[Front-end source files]
● ● ●

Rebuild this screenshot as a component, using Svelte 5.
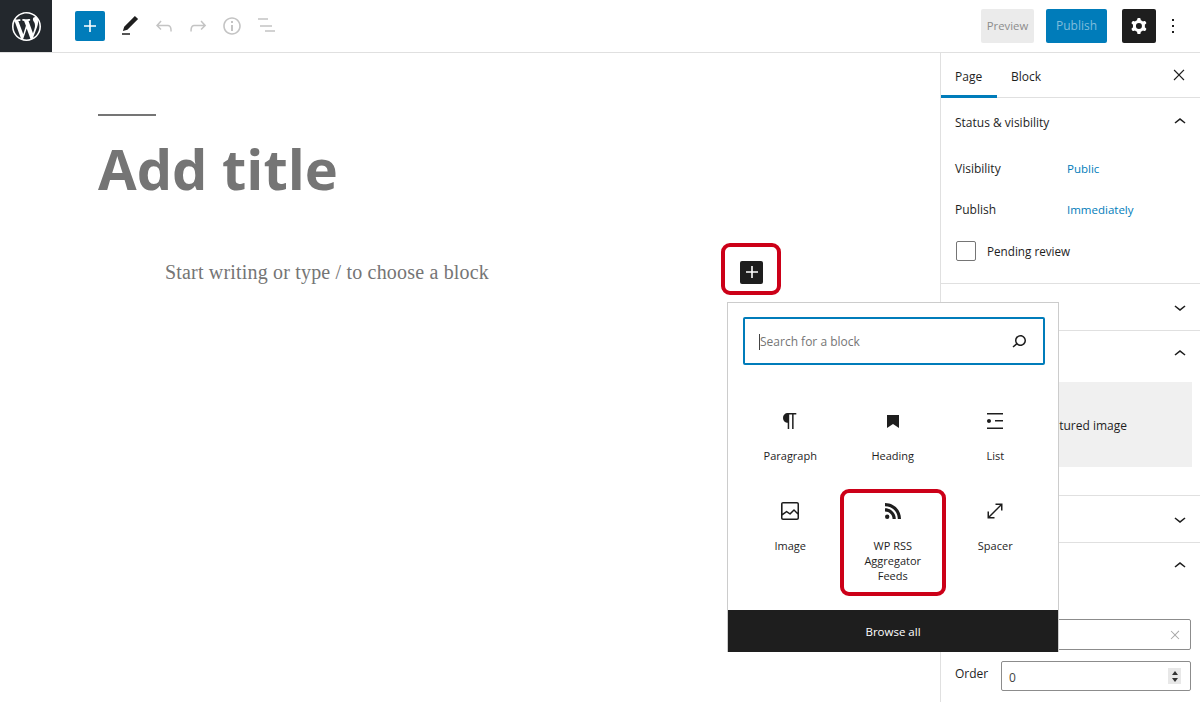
<script>
  const d = {
    plus: 'M18 11.2h-5.2V6h-1.6v5.2H6v1.6h5.2V18h1.6v-5.2H18z',
    pen: 'M20.1 5.1L16.9 2 6.2 12.7l-1.3 4.4 4.5-1.3L20.1 5.1zM4 20.8h8v-1.5H4v1.5z',
    undo: 'M18.3 11.7c-.6-.6-1.4-.9-2.3-.9H6.7l2.9-3.3-1.1-1-4.5 5L8.5 16l1-1-2.7-2.7H16c.5 0 .9.2 1.3.5 1 1 1 3.4 1 4.5v.3h1.5v-.2c0-1.5 0-4.3-1.5-5.7z',
    redo: 'M15.6 6.5l-1.1 1 2.9 3.3H8c-.9 0-1.7.3-2.3.9-1.4 1.5-1.4 4.2-1.4 5.6v.2h1.5v-.3c0-1.1 0-3.5 1-4.5.3-.3.7-.5 1.3-.5h9.2L14.5 15l1.1 1.1 4.6-4.6-4.6-5z',
    info: 'M12 3.2c-4.8 0-8.8 3.9-8.8 8.8 0 4.8 3.9 8.8 8.8 8.8 4.8 0 8.8-3.9 8.8-8.8 0-4.8-4-8.8-8.8-8.8zm0 16c-4 0-7.2-3.3-7.2-7.2C4.8 8 8 4.8 12 4.8s7.2 3.3 7.2 7.2c0 4-3.2 7.2-7.2 7.2zM11 17h2v-6h-2v6zm0-8h2V7h-2v2z',
    outline: 'M4 4.2h10v1.6H4zM6 11.2h12v1.6H6zM11 16.2h10v1.6H11z',
    cog: 'M10.289 4.836A1 1 0 0111.275 4h1.306a1 1 0 01.987.836l.244 1.466c.787.26 1.503.679 2.108 1.218l1.393-.522a1 1 0 011.216.437l.653 1.13a1 1 0 01-.23 1.273l-1.148.944a6.025 6.025 0 010 2.435l1.149.946a1 1 0 01.23 1.272l-.653 1.13a1 1 0 01-1.216.437l-1.394-.522c-.605.54-1.32.958-2.108 1.218l-.244 1.466a1 1 0 01-.987.836h-1.306a1 1 0 01-.986-.836l-.244-1.466a5.995 5.995 0 01-2.108-1.218l-1.394.522a1 1 0 01-1.217-.436l-.653-1.131a1 1 0 01.23-1.272l1.149-.946a6.026 6.026 0 010-2.435l-1.148-.944a1 1 0 01-.23-1.272l.653-1.131a1 1 0 011.217-.437l1.393.522a5.994 5.994 0 012.108-1.218l.244-1.466zM14.929 12a3 3 0 11-6 0 3 3 0 016 0z',
    more: 'M13 19h-2v-2h2v2zm0-6h-2v-2h2v2zm0-6h-2V5h2v2z',
    close: 'M13 11.9l5.5-5.5-1.1-1L12 10.9 6.6 5.5l-1 1 5.4 5.4-5.5 5.6 1 1L12 13l5.4 5.5 1.1-1-5.5-5.6z',
    up: 'M6.5 12.4L12 8l5.5 4.4-.9 1.2L12 10l-4.5 3.6-1-1.2z',
    down: 'M17.5 11.6L12 16l-5.5-4.4.9-1.2L12 14l4.5-3.6 1 1.2z',
    search: 'M13.5 6C10.5 6 8 8.5 8 11.5c0 1.1.3 2.1.9 3l-3.4 3 1 1.1 3.4-2.9c1 .9 2.2 1.4 3.6 1.4 3 0 5.5-2.5 5.5-5.5C19 8.5 16.5 6 13.5 6zm0 9.5c-2.2 0-4-1.8-4-4s1.8-4 4-4 4 1.8 4 4-1.8 4-4 4z',
    paragraph: 'M18.3 4H9.9v-.1l-.9.2c-2.3.4-4 2.4-4 4.8s1.7 4.4 4 4.8l.7.1V20h1.5V5.5h2.9V20h1.5V5.5h2.7V4z',
    bookmark: 'M6 6h12v13l-6-4-6 4z',
    list: 'M4 4v1.5h16V4H4zm8 8.5h8V11h-8v1.5zM4 20h16v-1.5H4V20zm4-8c0-1.1-.9-2-2-2s-2 .9-2 2 .9 2 2 2 2-.9 2-2z',
    image: 'M19 3H5c-1.1 0-2 .9-2 2v14c0 1.1.9 2 2 2h14c1.1 0 2-.9 2-2V5c0-1.1-.9-2-2-2zM5 4.5h14c.3 0 .5.2.5.5v8.4l-3-2.9c-.3-.3-.8-.3-1 0L11.9 14 9 12c-.3-.2-.6-.2-.8 0l-3.6 2.6V5c-.1-.3.1-.5.4-.5zm14 15H5c-.3 0-.5-.2-.5-.5v-2.4l4.1-3 3 1.9c.3.2.7.2.9-.1L16 12l3.5 3.4V19c0 .3-.2.5-.5.5z',
    rss: 'M4 9.2v3.2c4.4 0 7.6 3.2 7.6 7.6h3.2C14.8 14 10 9.2 4 9.2zM4 4v3.200c7.400 0 12.800 5.400 12.800 12.800H20C20 11 13 4 4 4zM6.200 15.600a2.200 2.200 0 100 4.400 2.200 2.200 0 000-4.400z',
    spacer: 'M7 18h4.5v1.5h-7v-7H6V17L17 6h-4.5V4.5h7v7H18V7L7 18Z',
    wp: 'M20 10c0-5.51-4.49-10-10-10C4.48 0 0 4.49 0 10c0 5.52 4.48 10 10 10 5.51 0 10-4.48 10-10zM7.78 15.37L4.37 6.22c.55-.02 1.17-.08 1.17-.08.5-.06.44-1.13-.06-1.11 0 0-1.45.11-2.37.11-.18 0-.37 0-.58-.01C4.12 2.69 6.87 1.11 10 1.11c2.33 0 4.45.87 6.05 2.34-.68-.11-1.65.39-1.65 1.58 0 .74.45 1.36.9 2.1.35.61.55 1.36.55 2.46 0 1.49-1.4 5-1.4 5l-3.03-8.37c.54-.02.82-.17.82-.17.5-.05.44-1.25-.06-1.22 0 0-1.44.12-2.38.12-.87 0-2.33-.12-2.33-.12-.5-.03-.56 1.2-.06 1.22l.92.08 1.26 3.41zM17.41 10c.24-.64.74-1.87.43-4.25.7 1.29 1.05 2.71 1.05 4.25 0 3.29-1.73 6.24-4.4 7.78.97-2.59 1.94-5.2 2.92-7.78zM6.1 18.09C3.12 16.65 1.11 13.53 1.11 10c0-1.3.23-2.48.72-3.59C3.25 10.3 4.67 14.2 6.1 18.09zm4.03-6.63l2.58 6.98c-.86.29-1.76.45-2.71.45-.79 0-1.57-.11-2.29-.33.81-2.38 1.62-4.74 2.42-7.1z'
  };
  const blocks = [
    { n: 'Paragraph', i: d.paragraph },
    { n: 'Heading', i: d.bookmark },
    { n: 'List', i: d.list },
    { n: 'Image', i: d.image },
    { n: 'WP RSS Aggregator Feeds', i: d.rss },
    { n: 'Spacer', i: d.spacer }
  ];
</script>

{#snippet icon(path, cls = '', size = 24, box = 24)}
  <svg class={cls} width={size} height={size} viewBox="0 0 {box} {box}" fill="currentColor" fill-rule="evenodd" aria-hidden="true"><path d={path} /></svg>
{/snippet}

<div class="app">
  <header class="top">
    <a class="logo" href="#wp" aria-label="WordPress">{@render icon(d.wp, '', 29, 20)}</a>
    <div class="tools">
      <button class="add">{@render icon(d.plus)}</button>
      <span class="tool dark">{@render icon(d.pen)}</span>
      <span class="tool off">{@render icon(d.undo)}</span>
      <span class="tool off">{@render icon(d.redo)}</span>
      <span class="tool off">{@render icon(d.info)}</span>
      <span class="tool off">{@render icon(d.outline)}</span>
    </div>
    <div class="actions">
      <button class="preview">Preview</button>
      <button class="publish">Publish</button>
      <button class="settings">{@render icon(d.cog)}</button>
      <span class="more">{@render icon(d.more)}</span>
    </div>
  </header>

  <div class="body">
    <main class="editor">
      <hr class="rule" />
      <h1>Add title</h1>
      <div class="write">
        <p>Start writing or type / to choose a block</p>
        <button class="inline-add">{@render icon(d.plus)}</button>
      </div>
    </main>

    <aside class="side">
      <div class="tabs">
        <span class="tab active">Page</span>
        <span class="tab">Block</span>
        <span class="x">{@render icon(d.close, '', 20)}</span>
      </div>

      <section class="panel status">
        <div class="ph"><span>Status &amp; visibility</span>{@render icon(d.up)}</div>
        <div class="kv"><span>Visibility</span><a href="#v">Public</a></div>
        <div class="kv"><span>Publish</span><a href="#p">Immediately</a></div>
        <label class="check"><i></i>Pending review</label>
      </section>
      <section class="panel">
        <div class="ph"><span></span>{@render icon(d.down)}</div>
      </section>
      <section class="panel featured">
        <div class="ph"><span></span>{@render icon(d.up)}</div>
        <div class="setimg">Set featured image</div>
      </section>
      <section class="panel">
        <div class="ph"><span></span>{@render icon(d.down)}</div>
      </section>
      <section class="attrs">
        <div class="ph"><span></span>{@render icon(d.up)}</div>
        <div class="parent"><span class="clear">{@render icon(d.close, '', 16)}</span></div>
        <div class="order">
          <span>Order</span>
          <div class="num"><em>0</em>
            <span class="spin"><b class="u"></b><b class="dn"></b></span>
          </div>
        </div>
      </section>
    </aside>
  </div>

  <div class="popover">
    <div class="search">
      <span class="ph-text"><i class="caret"></i>Search for a block</span>
      {@render icon(d.search)}
    </div>
    <div class="grid">
      {#each blocks as b}
        <div class="item">
          {@render icon(b.i)}
          <span>{b.n}</span>
        </div>
      {/each}
    </div>
    <div class="browse">Browse all</div>
  </div>

  <div class="mark mark-add"></div>
  <div class="mark mark-rss"></div>
</div>

<style>
  :global(body) { margin: 0; background: #fff; }
  .app {
    position: relative; width: 1200px; height: 702px; overflow: hidden;
    font: 12px/16px "Open Sans", "Noto Sans", sans-serif; color: #1e1e1e;
  }
  button { border: 0; padding: 0; font: inherit; display: flex; align-items: center; justify-content: center; }
  svg { display: block; flex: none; }

  .top { display: flex; align-items: center; height: 52px; border-bottom: 1px solid #e0e0e0; }
  .logo { width: 52px; height: 52px; flex: none; background: #23282d; color: #fff; display: flex; align-items: center; justify-content: center; }
  .tools { display: flex; align-items: center; margin-left: 23px; }
  .add { width: 30px; height: 30px; border-radius: 2px; background: #007cba; color: #fff; margin-right: 8px; }
  .tool { width: 34px; height: 34px; display: flex; align-items: center; justify-content: center; }
  .dark { color: #1e1e1e; }
  .off { color: #c4c4c4; }
  .actions { margin-left: auto; display: flex; align-items: center; }
  .preview { width: 53px; height: 34px; border-radius: 2px; background: #ebebeb; color: #8c8c8c; font-size: 11.3px; }
  .publish { width: 61px; height: 34px; border-radius: 2px; background: #007cba; color: #7fbddc; margin-left: 12px; }
  .settings { width: 34px; height: 34px; border-radius: 2px; background: #1e1e1e; color: #fff; margin-left: 15px; }
  .more { width: 34px; display: flex; justify-content: center; margin-right: 10px; }

  .body { display: flex; height: 649px; }
  .editor { flex: 1; min-width: 0; padding: 61px 0 0 98px; }
  .rule { width: 58px; height: 2px; margin: 0; border: 0; background: #757575; }
  h1 { margin: 15px 0 0; font: 700 56px/74px "Open Sans", "Noto Sans", sans-serif; color: #757575; }
  .write { display: flex; align-items: center; justify-content: space-between; width: 598px; margin: 55px 0 0 67px; }
  .write p { margin: 0; font: 20px/24px "Liberation Serif", serif; letter-spacing: 0.18px; color: #757575; }
  .inline-add { width: 23px; height: 23px; border-radius: 2px; background: #1e1e1e; color: #fff; }

  .side { width: 260px; flex: none; box-sizing: border-box; border-left: 1px solid #e0e0e0; }
  .tabs { display: flex; align-items: center; height: 45px; box-sizing: border-box; border-bottom: 1px solid #e0e0e0; }
  .tab { height: 45px; box-sizing: border-box; padding: 3px 14px 0; display: flex; align-items: center; }
  .tab.active { width: 56px; box-shadow: inset 0 -3px 0 #007cba; }
  .x { margin-left: auto; margin-right: 11px; }
  .panel { border-bottom: 1px solid #e0e0e0; }
  .ph { display: flex; align-items: center; justify-content: space-between; height: 46px; padding: 0 8px 0 14px; }
  .ph span { padding-top: 2px; }
  .status { height: 186px; box-sizing: border-box; }
  .status .ph { height: 47px; margin-bottom: 3px; }
  .kv { display: flex; height: 41px; align-items: center; padding-left: 14px; }
  .kv span { width: 112px; }
  .kv a { color: #007cba; text-decoration: none; font-size: 11.5px; }
  .check { display: flex; align-items: center; gap: 11px; margin: 11px 0 0 15px; height: 20px; font-size: 11.7px; }
  .check i { width: 18px; height: 18px; border: 1px solid #757575; border-radius: 2px; }
  .featured { height: 165px; box-sizing: border-box; }
  .setimg { height: 85px; box-sizing: border-box; padding-top: 2px; margin: 5px 8px 0 15px; background: #f0f0f0; display: flex; align-items: center; justify-content: center; }
  .parent { height: 31px; margin: 30px 9px 0 60px; box-sizing: border-box; border: 1px solid #8c8c8c; border-radius: 2px; display: flex; align-items: center; justify-content: flex-end; padding-right: 7px; color: #a8a8a8; }
  .order { display: flex; align-items: flex-start; margin-top: 11px; padding-left: 14px; }
  .order > span { width: 46px; height: 26px; line-height: 26px; }
  .num { width: 190px; height: 30px; box-sizing: border-box; border: 1px solid #8c8c8c; border-radius: 2px; display: flex; align-items: center; justify-content: space-between; padding: 0 9px 0 7px; }
  .num em { font-style: normal; padding-top: 3px; color: #444; }
  .spin { width: 13px; height: 16px; background: #e8e8e8; display: flex; flex-direction: column; align-items: center; justify-content: center; gap: 3px; }
  .u, .dn { width: 0; height: 0; border: 3.5px solid transparent; }
  .u { border-top: 0; border-bottom: 4px solid #333; }
  .dn { border-bottom: 0; border-top: 4px solid #333; }

  .popover { position: absolute; left: 727px; top: 302px; width: 332px; height: 350px; box-sizing: border-box; border: 1px solid #ccc; border-bottom: 0; background: #fff; display: flex; flex-direction: column; }
  .search { height: 48px; box-sizing: border-box; margin: 14px 13px 0 15px; border: 2px solid #007cba; border-radius: 2px; display: flex; align-items: center; justify-content: space-between; padding: 0 12px 0 15px; color: #757575; }
  .search svg { color: #1e1e1e; }
  .ph-text { position: relative; top: 1px; }
  .caret { position: absolute; left: -1px; top: 0; width: 1px; height: 16px; background: #444; }
  .grid { display: grid; grid-template-columns: repeat(3, 102.5px); grid-auto-rows: 89.5px; margin: 30px 0 0 11px; }
  .item { display: flex; flex-direction: column; align-items: center; gap: 15px; padding: 14px 16px 0; box-sizing: border-box; text-align: center; font-size: 11px; line-height: 15px; }
  .browse { margin-top: auto; height: 42px; box-sizing: border-box; padding-top: 2px; background: #1e1e1e; color: #fff; font-size: 11.5px; display: flex; align-items: center; justify-content: center; }

  .mark { position: absolute; box-sizing: border-box; border: 4px solid #cc0018; border-radius: 9px; }
  .mark-add { left: 721px; top: 243px; width: 60px; height: 52px; }
  .mark-rss { left: 840px; top: 489px; width: 106px; height: 107px; }
</style>
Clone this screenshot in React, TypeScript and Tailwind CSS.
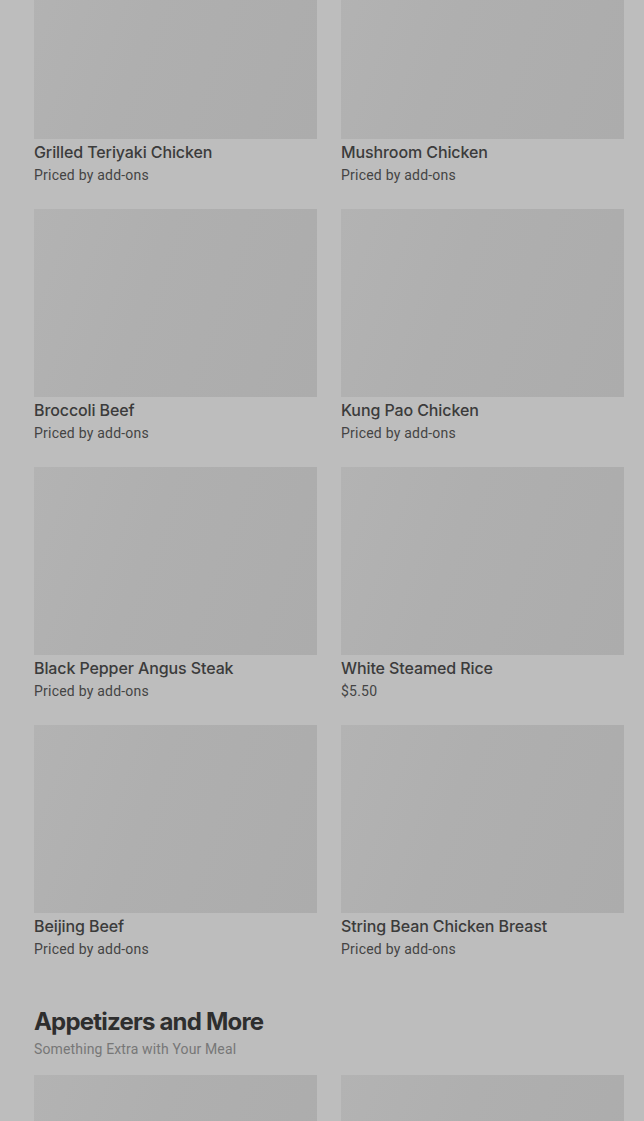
import React from "react";

type Item = { name: string; price: string };

const items: Item[] = [
  { name: "Grilled Teriyaki Chicken", price: "Priced by add-ons" },
  { name: "Mushroom Chicken", price: "Priced by add-ons" },
  { name: "Broccoli Beef", price: "Priced by add-ons" },
  { name: "Kung Pao Chicken", price: "Priced by add-ons" },
  { name: "Black Pepper Angus Steak", price: "Priced by add-ons" },
  { name: "White Steamed Rice", price: "$5.50" },
  { name: "Beijing Beef", price: "Priced by add-ons" },
  { name: "String Bean Chicken Breast", price: "Priced by add-ons" },
];

const small = { fontFamily: "Roboto, 'Noto Sans', sans-serif" };

function Card({ item }: { item: Item }) {
  return (
    <div className="pb-[24px]">
      <div className="h-[188px] w-full bg-[linear-gradient(110deg,#b3b3b3_0%,#afafaf_40%,#acacac_100%)]" />
      <div className="mt-[3px] text-[16px] leading-[20px] font-medium tracking-[-0.1px] text-[#3b3b3b] truncate">
        {item.name}
      </div>
      <div className="mt-[3px] text-[14px] leading-[20px] tracking-[0.22px] text-[#444444]" style={small}>
        {item.price}
      </div>
    </div>
  );
}

export default function App() {
  return (
    <div
      className="min-h-[1121px] w-full overflow-hidden bg-[#bdbdbd]"
      style={{ fontFamily: "Inter, 'Noto Sans', Roboto, sans-serif" }}
    >
      <div className="pl-[34px] pr-[20px] mt-[-49px]">
        <div className="grid grid-cols-2 gap-x-[24px]">
          {items.map((it) => (
            <Card key={it.name} item={it} />
          ))}
        </div>
        <div className="mt-[23px]">
          <h2 className="text-[24px] leading-[32px] font-bold tracking-[-0.8px] text-[#2e2e2e]">
            Appetizers and More
          </h2>
          <div className="mt-[1px] text-[14px] leading-[20px] tracking-[0.14px] text-[#777777]" style={small}>
            Something Extra with Your Meal
          </div>
        </div>
        <div className="mt-[16px] grid grid-cols-2 gap-x-[24px]">
          <div className="h-[188px] bg-[linear-gradient(110deg,#b3b3b3_0%,#afafaf_40%,#acacac_100%)]" />
          <div className="h-[188px] bg-[linear-gradient(110deg,#b3b3b3_0%,#afafaf_40%,#acacac_100%)]" />
        </div>
      </div>
    </div>
  );
}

● ● ●

* [EXERCISE REQUIREMENTS]
Give back, unchanged, each line from the one containing "Clone this screenshot" through the one containing "string; price: string". Pictures are to be left out.

* [ANSWER TO THE PROBLEM]
Clone this screenshot in React, TypeScript and Tailwind CSS.
import React from "react";

type Item = { name: string; price: string };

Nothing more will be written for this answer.